Annual revenue in the Ocoee market is heavily weighted toward the April–October window — approximately 70–75% of annual gross revenue concentrates in these 7 months. The remaining 25–30% of annual revenue distributed across November–March requires active winter positioning to capture and cannot be assumed to arrive passively. Properties that achieve 50%+ annual occupancy in the Ocoee market are almost uniformly those with winter use cases explicitly marketed — Hiwassee fishing, Cherokee National Forest winter hiking, work-from-cabin positioning, or proximity to the Tennessee/Georgia mountain corridor's limited ski and winter recreation options.
The Release Schedule: Managing the TVA Dam Calendar
Commercial rafting on the Ocoee is entirely dependent on TVA dam release schedules from the Ocoee No. 2 Dam. The TVA publishes release calendars seasonally, and the specific release days — typically Fridays through Sundays from late April through early November, with some holiday weekdays — are the structural backbone of Ocoee demand. An STR operator who doesn't understand the release schedule is operating in the dark: a weekend without a scheduled release is essentially a weekend without commercial rafting, which means a weekend without the primary guest motivation that drives most Ocoee bookings.
The practical implication is that Ocoee operators should maintain a copy of the current TVA Ocoee release schedule and reference it in pricing decisions. Non-release weekends in the April–October window should be priced differently than release weekends — the demand depth on release weekends supports premium rates and 2-night minimums; non-release weekends in the same calendar period may require rate adjustments to compete for the baseline outdoor recreation visitor who doesn't require the rafting experience. This is a level of market-specific pricing nuance that generic dynamic pricing tools don't apply automatically and that Ocoee operators need to configure manually.

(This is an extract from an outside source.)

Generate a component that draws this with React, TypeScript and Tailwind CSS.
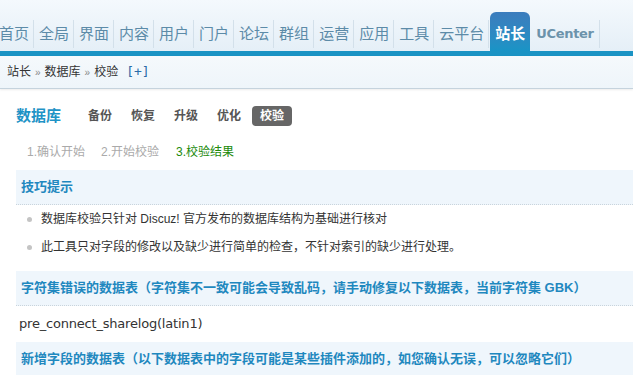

Cross-Border Positioning: The McCaysville-Copperhill Advantage
The Ocoee corridor straddles the Tennessee-Georgia state line, with Copperhill, TN, on the north side and McCaysville, GA, on the south side of the Toccoa River. The two towns share a Main Street that crosses the state line, a distinctive quirk that guests find genuinely interesting and that creates a marketing hook available to no other STR market in the Southeast: 'Walk from Georgia to Tennessee without leaving our town's main street.' This cross-border identity has been underused in most Ocoee STR listings but is the kind of specific, unusual, and memorable detail that generates organic social media content from guests and review mentions, helping the listing rank for distinctive search terms.
The Georgia-Tennessee border position also creates some practical advantages for operators: Georgia's STR regulatory environment (relatively permissive, no county-wide caps in the Copperhill corridor) is more favorable than Tennessee's increasingly regulated Sevier County market, and properties on the Georgia side of the corridor can market themselves as 'a Tennessee rafting experience without Tennessee regulation complexity' — a nuance that sophisticated multi-property operators are beginning to recognize as a factor in market selection.
Hiwassee Tailwater: The Winter Revenue Answer
The Hiwassee River tailwater fishery below Apalachia Dam is one of the most productive year-round trout fisheries in the eastern United States, with cold releases from the dam bottom maintaining water temperatures that support trout populations year-round. The Hiwassee tailwater is a designated Tennessee Scenic River and draws dedicated fly fishers from across the Southeast — a guest profile that is distinct from the summer rafting demographic in almost every dimension: older, more deliberate, more likely to travel as a couple or small group rather than a large party, willing to book midweek and extended stays, and highly loyal to properties that understand and accommodate their needs.
Properties within 20 miles of the Hiwassee tailwater access points (Murphy, NC to Reliance, TN corridor) that explicitly market the fishery in their listing and welcome guide capture a winter and shoulder-season demand segment that no summer-rafting-focused Ocoee listing reaches. The fly fishing guest wants specific information: access points and parking, nearest fly shop for licenses and conditions reports, cold-water wading conditions by season, and morning versus afternoon hatch timing. A host who provides this information in the guidebook has demonstrated local expertise that the fly fishing guest — who is selective about where they stay — values and rewards with repeat bookings and referrals within the fishing community.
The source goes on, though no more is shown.